Their helpful content guidelines focus on:

  • Is the content useful to the reader?
  • Does it demonstrate expertise, experience, authority, and trustworthiness (E-E-A-T)?
  • Was it created primarily to help people, or primarily to manipulate rankings?
  • Does it provide original value beyond what's already available?

Notice what's not on this list: "Was it written by a human?" Google's content quality evaluator guidelines don't distinguish between human-written and AI-assisted content. They distinguish between helpful content and unhelpful content.

What Actually Ranks

AI Content That Ranks Well

AI-assisted content that ranks tends to share these characteristics:

Human expertise layered on top. The content uses AI for structure and drafting but includes original insights, real examples, and expert perspective that only a human with experience could provide.

Search intent match. The content directly and comprehensively answers what the searcher is looking for. AI is good at this when given a proper brief with intent analysis.

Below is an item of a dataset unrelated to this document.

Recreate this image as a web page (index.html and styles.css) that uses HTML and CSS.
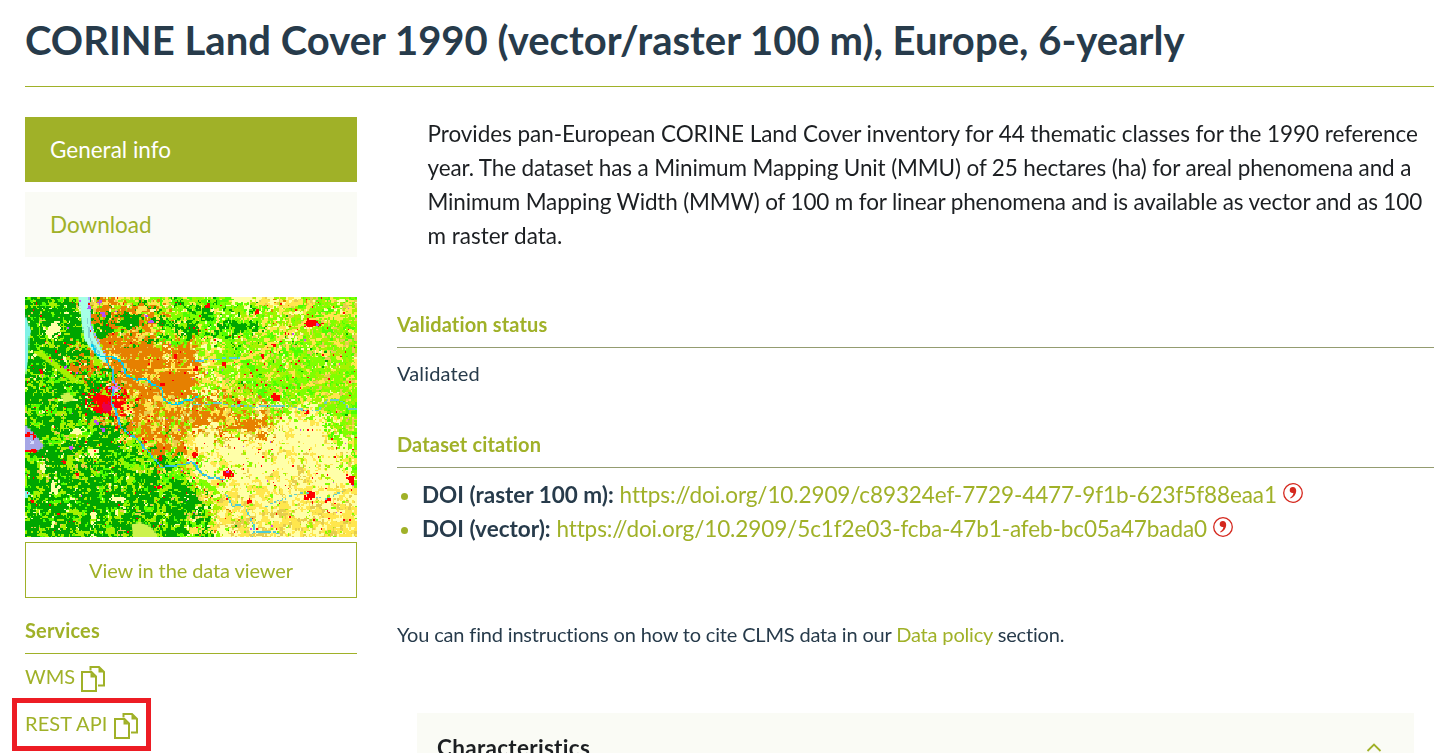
FILE: index.html
```html
<!DOCTYPE html>
<html lang="en">
<head>
<meta charset="utf-8">
<title>CORINE Land Cover 1990</title>
<link rel="stylesheet" href="styles.css">
</head>
<body>
<svg class="defs" aria-hidden="true">
  <symbol id="copy" viewBox="0 0 24 26"><path d="M9.500 4.500V1H18l5 5v13.500h-6M1 6h9.500l4.500 4.500V25H1z" fill="none" stroke="currentColor" stroke-width="2"/><path d="M9.500 6l5.500 5.500H9.500zM17.500 1L23 6.500h-5.500z" fill="currentColor"/></symbol>
  <symbol id="cite" viewBox="0 0 20 20"><circle cx="10" cy="10" r="9.300" fill="none" stroke="currentColor" stroke-width="1.300"/><path d="M9.900 4.100a3.200 3.200 0 0 0-3.200 3.100c0 2 1.700 3.200 3.700 2.700-.3 2-1.400 3.600-3.300 4.900l.5.700c3.300-1.500 5.600-4.200 5.600-7.500 0-2.500-1.300-3.900-3.300-3.900z" fill="currentColor"/></symbol>
</svg>
<header class="page-header"><h1>CORINE Land Cover 1990 (vector/raster 100 m), Europe, 6-yearly</h1></header>
<div class="layout">
  <aside class="sidebar">
    <nav class="tabs">
      <a class="tab active">General info</a>
      <a class="tab">Download</a>
    </nav>
    <canvas class="map" id="map" width="221" height="160"></canvas>
    <a class="viewer">View in the data viewer</a>
    <h2 class="heading services">Services</h2>
    <div class="service"><span class="wms">WMS</span><svg class="copy"><use href="#copy"/></svg></div>
    <div class="service marked"><span class="rest">REST API</span><svg class="copy"><use href="#copy"/></svg></div>
  </aside>
  <main class="content">
    <p class="intro"><span class="l1">Provides pan-European CORINE Land Cover inventory for 44 thematic classes for the 1990 reference</span><br><span class="l2">year. The dataset has a Minimum Mapping Unit (MMU) of 25 hectares (ha) for areal phenomena and a</span><br><span class="l3">Minimum Mapping Width (MMW) of 100 m for linear phenomena and is available as vector and as 100</span><br>m raster data.</p>
    <h2 class="heading">Validation status</h2>
    <p class="validated">Validated</p>
    <h2 class="heading">Dataset citation</h2>
    <ul class="citations">
      <li><b>DOI (raster 100 m):</b> <a>https://doi.org/10.2909/c89324ef-7729-4477-9f1b-623f5f88eaa1</a><svg class="cite"><use href="#cite"/></svg></li>
      <li><b>DOI (vector):</b> <a>https://doi.org/10.2909/5c1f2e03-fcba-47b1-afeb-bc05a47bada0</a><svg class="cite"><use href="#cite"/></svg></li>
    </ul>
    <p class="policy">You can find instructions on how to cite CLMS data in our <a>Data policy</a> section.</p>
    <section class="accordion"><h2>Characteristics</h2><svg class="chevron" viewBox="0 0 16 9"><path d="M1.500 8L8 1.500 14.500 8" fill="none" stroke="currentColor" stroke-width="1.800"/></svg></section>
  </main>
</div>
<script src="map.js"></script>
</body>
</html>
```
FILE: styles.css
```css
* { box-sizing: border-box; }
body { margin: 0; height: 753px; overflow: hidden; background: #fff; color: #273b4b; font-family: Lato, sans-serif; font-size: 20px; font-variant-ligatures: none; }
h1, h2, p, ul { margin: 0; }
a { color: #a0b128; }
.defs { position: absolute; width: 0; height: 0; }
.page-header { height: 87px; margin: 0 11px 0 25px; padding-top: 15px; border-bottom: 1px solid #a0b128; }
h1 { font-size: 40px; line-height: 50px; font-weight: 700; letter-spacing: .03px; white-space: nowrap; }
.layout { display: flex; gap: 40px; height: 666px; padding: 30px 11px 0 25px; overflow: hidden; }
.sidebar { width: 332px; flex: none; }
.tabs { display: grid; gap: 10px; }
.tab { display: flex; align-items: center; height: 65px; padding-left: 25px; background: #fafbf5; font-size: 22.5px; }
.tab.active { background: #a0b128; color: #fff; }
.map { display: block; width: 332px; height: 240px; margin-top: 40px; image-rendering: pixelated; }
.viewer { display: flex; align-items: center; justify-content: center; height: 56px; margin-top: 5px; border: 1px solid #a0b128; letter-spacing: -.1px; }
.heading { height: 37px; border-bottom: 1px solid #949c70; color: #a0b128; font-size: 20px; line-height: 27px; font-weight: 700; letter-spacing: .15px; }
.services { margin-top: 19px; border-color: #a0b128; }
.service { display: flex; align-items: center; gap: 6px; height: 47px; padding-bottom: 3px; color: #a0b128; }
.copy { width: 24px; height: 26px; position: relative; top: 3px; }
.marked { width: 139px; height: 53px; margin: -3px 0 0 -13px; padding-left: 8px; border: 5px solid #ed1c24; letter-spacing: .1px; }
.content { flex: 1; min-width: 0; }
.intro { height: 194px; padding-left: 30.5px; color: #1c1f22; font-size: 22.5px; line-height: 34px; white-space: nowrap; }
.l1 { letter-spacing: -.055px; }
.l2 { letter-spacing: -.13px; }
.l3 { letter-spacing: -.15px; }
.validated { height: 83px; padding-top: 12px; line-height: 27px; letter-spacing: .15px; }
.citations { height: 133px; padding: 10px 0 0 25px; font-size: 22.5px; line-height: 34px; white-space: nowrap; }
.citations li::marker { color: #a0b128; }
.citations a { letter-spacing: -.1px; }
.cite { width: 20px; height: 20px; margin-left: 6px; color: #d5281e; }
.policy { height: 112px; padding-top: 18px; line-height: 30px; letter-spacing: -.17px; }
.accordion { display: flex; justify-content: space-between; height: 90px; margin: 0 20px; padding: 20px 32px 0 20px; background: #fafbf5; color: #1c1f22; }
.accordion h2 { font-size: 22.5px; line-height: 30px; letter-spacing: .3px; }
.chevron { width: 16px; height: 9px; margin-top: 10px; color: #a0b128; }
```
FILE: map.js
```js
const canvas = document.getElementById('map');
const ctx = canvas.getContext('2d');
const colors = { G: '#00a600', g: '#4dff00', l: '#80ff00', L: '#a6f200', y: '#ffffa8', Y: '#ffe64d', o: '#e6cc4d', O: '#e68000', r: '#ff0000' };
// Share of each land cover class in a kind of landscape.
const kinds = {
  F: { G: 66, g: 12, L: 22, o: 6, y: 7, l: 8 },
  M: { G: 20, g: 24, l: 24, L: 16, Y: 15, y: 6 },
  V: { O: 62, Y: 20, o: 15, L: 14, l: 8, y: 9 },
  W: { O: 85, Y: 11, o: 12, L: 8 },
  C: { Y: 35, o: 15, y: 20, l: 14, L: 14, O: 14 },
  P: { y: 74, Y: 16, L: 6, l: 5, o: 6 },
  Y: { Y: 46, o: 20, y: 32, l: 6, L: 7 },
  H: { l: 38, g: 17, L: 24, Y: 20, o: 14, y: 6, G: 3 },
  A: { l: 22, g: 8, Y: 26, y: 22, L: 12, G: 2 }
};
const grid = ['FFVCMMPCHH', 'FFFVMMMAHH', 'FFVWVAHHHH', 'FFFVWAHHHH', 'FFFVVVVPAH', 'FFFMVPPPPH', 'FFFFMAPPPA', 'FFFFFCYYYY', 'FFFFFMYYYY'];
function hash(x, y, s) {
  let h = Math.imul(x + 101, 374761393) ^ Math.imul(y + 57, 668265263) ^ Math.imul(s + 7, 1442695041);
  h = Math.imul(h ^ (h >>> 13), 1274126177);
  h = Math.imul(h ^ (h >>> 15), 2246822519);
  return ((h ^ (h >>> 16)) >>> 0) / 4294967296;
}
function noise(x, y, s) {
  const a = Math.floor(x), b = Math.floor(y), u = x - a, v = y - b;
  return (hash(a, b, s) * (1 - u) + hash(a + 1, b, s) * u) * (1 - v) + (hash(a, b + 1, s) * (1 - u) + hash(a + 1, b + 1, s) * u) * v;
}
const keys = Object.keys(colors);
for (let y = 0; y < 160; y++) for (let x = 0; x < 221; x++) {
  const gx = Math.max(0, Math.min(8.99, x / 221 * 9 + (noise(x / 12, y / 12, 50) - .5) * .9));
  const gy = Math.max(0, Math.min(7.99, y / 160 * 8 + (noise(x / 12, y / 12, 51) - .5) * .9));
  const a = Math.floor(gx), b = Math.floor(gy), u = gx - a, v = gy - b;
  let best = -99, pick = 'G';
  keys.forEach((k, i) => {
    const at = (p, q) => kinds[grid[q][p]][k] || .1;
    const w = (at(a, b) * (1 - u) + at(a + 1, b) * u) * (1 - v) + (at(a, b + 1) * (1 - u) + at(a + 1, b + 1) * u) * v;
    const score = Math.log(w) + 2.8 * noise(x / 5, y / 4, i) + 4.2 * noise(x / 1.8, y / 1.7, i + 20) + 1.6 * hash(x, y, i + 40);
    if (score > best) { best = score; pick = k; }
  });
  ctx.fillStyle = colors[pick];
  ctx.fillRect(x, y, 1, 1);
}
function cell(x, y, c) { ctx.fillStyle = c; ctx.fillRect(Math.floor(x / 1.5), Math.floor(y / 1.5), 1, 1); }
function poly(points, c) {
  ctx.fillStyle = c; ctx.beginPath();
  points.forEach(p => ctx.lineTo(p[0] / 1.5, p[1] / 1.5)); ctx.fill();
}
function river(points, c, width = 1, gap = 0) {
  for (let i = 1; i < points.length; i++) {
    const [x0, y0] = points[i - 1], [x1, y1] = points[i];
    const n = Math.ceil(Math.hypot(x1 - x0, y1 - y0));
    for (let j = 0; j < n; j++) {
      const x = x0 + (x1 - x0) * j / n, base = y0 + (y1 - y0) * j / n;
      const y = base + (noise(x / 5, base / 5, 70) - .5) * 3;
      if (hash(Math.floor(x), Math.floor(y), 71) < gap) continue;
      for (let k = 0; k < width; k++) cell(x + k * 1.5, y, c);
    }
  }
}
function splat(x, y, rx, ry, c, density) {
  for (let j = -ry; j <= ry; j += 1.5) for (let i = -rx; i <= rx; i += 1.5) {
    const d = Math.hypot(i / rx, j / ry);
    if (d < 1 && noise((x + i) / 3, (y + j) / 3, 80) * .7 + hash(Math.round(x + i), Math.round(y + j), 81) * .3 < density * (1.25 - d)) cell(x + i, y + j, c);
  }
}
// Pale farmland and compact forest patches.
[[28,32,9,12],[10,57,8,5],[52,135,10,7],[70,155,9,8],[28,190,7,13],[18,168,5,9],[92,202,11,5],[67,218,4,14]].forEach(a => splat(...a, colors.y, .72));
[[105,25,18,14],[137,25,12,9],[165,32,10,17],[215,30,29,8],[182,15,9,12],[125,43,9,5]].forEach(a => splat(...a, colors.G, .68));
poly([[8,55],[17,54],[47,77],[55,87],[43,82],[25,67]], '#a6f200');
poly([[35,98],[43,95],[50,102],[39,106]], '#ccf24d');
poly([[106,227],[115,225],[125,229],[132,237],[132,240],[108,240]], '#ccf24d');
splat(155, 85, 20, 17, colors.O, .9);
// Estuary, lakes and rivers.
poly([[53,0],[64,0],[65,13],[66,25],[69,39],[76,52],[81,59],[82,67],[75,62],[65,51],[59,42],[56,22]], '#a6ffe6');
river([[64,0],[65,25],[71,40],[80,57]], '#a6a6ff', 1, .45);
river([[62,22],[65,43],[75,57]], '#80d2cf', 1, .2);
poly([[0,18],[3,26],[6,34],[4,40],[3,62],[0,79]], '#80f2e6');
poly([[0,128],[9,136],[19,149],[12,154],[0,154]], '#a6a6e6');
splat(7, 146, 8, 5, '#d6dcff', .5);
splat(1, 197, 4, 4, '#80f2e6', 1);
river([[67,48],[70,56],[80,60],[82,66],[87,71],[89,88],[86,105],[90,112],[94,124]], '#00ccf2');
river([[80,59],[90,60],[97,66],[101,79],[112,83],[119,82],[129,88],[136,90],[138,100],[146,107],[153,107],[164,102],[174,99]], '#00ccf2', 1);
// Towns lie under the narrower rivers.
river([[130,72],[180,70],[199,66],[222,60],[235,54],[250,44],[268,31],[281,23],[307,19],[326,14]], colors.Y, 3, .3);
splat(81, 104, 30, 20, '#ff0000', .58);
splat(79, 107, 18, 13, '#ff0000', .85);
splat(82, 109, 9, 7, '#e6004d', .85);
splat(90, 91, 8, 14, '#cc80ff', .42);
splat(89, 96, 6, 7, '#e6cce6', .4);
splat(5, 137, 10, 5, '#ff0000', .5); splat(7, 153, 9, 3, '#ff0000', .75);
splat(288, 26, 14, 6, '#ff0000', .85); splat(250, 100, 7, 6, '#ff0000', .8);
splat(286, 199, 6, 7, '#ff0000', .85); splat(202, 176, 9, 7, '#ff0000', .7);
splat(326, 181, 6, 7, '#ff0000', .75);
[[138,86],[182,9],[232,15],[260,36],[236,59],[199,67],[212,104],[214,105],[282,115],[249,47],[281,201],[302,202],[233,153],[169,157],[224,203],[227,221],[277,235],[39,164],[52,177],[7,203],[135,162],[135,190],[16,74],[113,101],[102,97],[119,143],[105,136],[91,130],[170,72],[150,60]].forEach(([x, y]) => splat(x, y, 3.4, 3.4, '#ff0000', .72));
for (let i = 0; i < 320; i++) cell(hash(i, 1, 90) * 331, hash(i, 2, 91) * 239, i % 8 ? '#ff0000' : '#cc4df2');
[[64,10],[75,5],[78,17],[120,18],[126,24],[40,69],[72,125],[77,133],[46,151],[202,174],[292,28]].forEach(([x, y]) => splat(x, y, 3.5, 3, '#b64df2', .7));
river([[87,71],[89,88],[86,105],[90,112],[92,120],[97,132],[112,143],[119,151],[130,163],[136,170],[145,170],[157,166],[166,165],[171,169],[178,177],[189,181],[200,182]], '#33bfe6', 1, .1);
river([[165,64],[179,63],[190,62],[208,60],[215,60]], '#4dcce0', 1, .4);
river([[165,108],[177,106],[184,108],[193,106],[207,108],[220,109],[235,110],[250,109],[265,109],[282,114],[294,112],[302,103],[315,104],[327,112],[332,112]], '#66ccc6', 1, .35);
river([[200,197],[208,208],[220,210],[225,220],[229,231],[227,240]], '#4dccd6', 1, .45);
river([[237,211],[250,204],[262,200],[272,196],[284,196],[300,201],[310,196],[318,193]], '#66ccc6', 1, .55);
river([[231,235],[243,234],[253,237]], '#4dccd6', 1, .1);
```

Depth and thoroughness. AI can produce comprehensive coverage of a topic when prompted correctly. Content that covers a topic more thoroughly than competing pages tends to rank well regardless of how it was produced.

Original value. There's something in the content — a framework, a data point, a perspective, an example — that readers can't find elsewhere. AI helps you create the container; you fill it with original value.

Strong technical SEO. Title tags, meta descriptions, heading structure, internal links, schema markup — AI is excellent at optimizing these elements.

AI Content That Doesn't Rank

Content produced by AI and published without human involvement tends to fail because:

It's generic. Pure AI output without human enhancement reads like a synthesis of existing content. It adds nothing new. Google already has dozens of pages saying the same thing — why would it rank another one?

It lacks E-E-A-T signals. No real experience, no demonstrable expertise, no specific examples from actual work. Google's quality raters are trained to identify content that lacks genuine expertise.

It's thin. Content produced quickly without a proper brief tends to cover topics at a surface level. It's technically accurate but doesn't help the reader actually solve their problem.

It ignores search intent. Without proper keyword research and intent analysis, AI-generated content often addresses the wrong questions or uses the wrong format for the keyword.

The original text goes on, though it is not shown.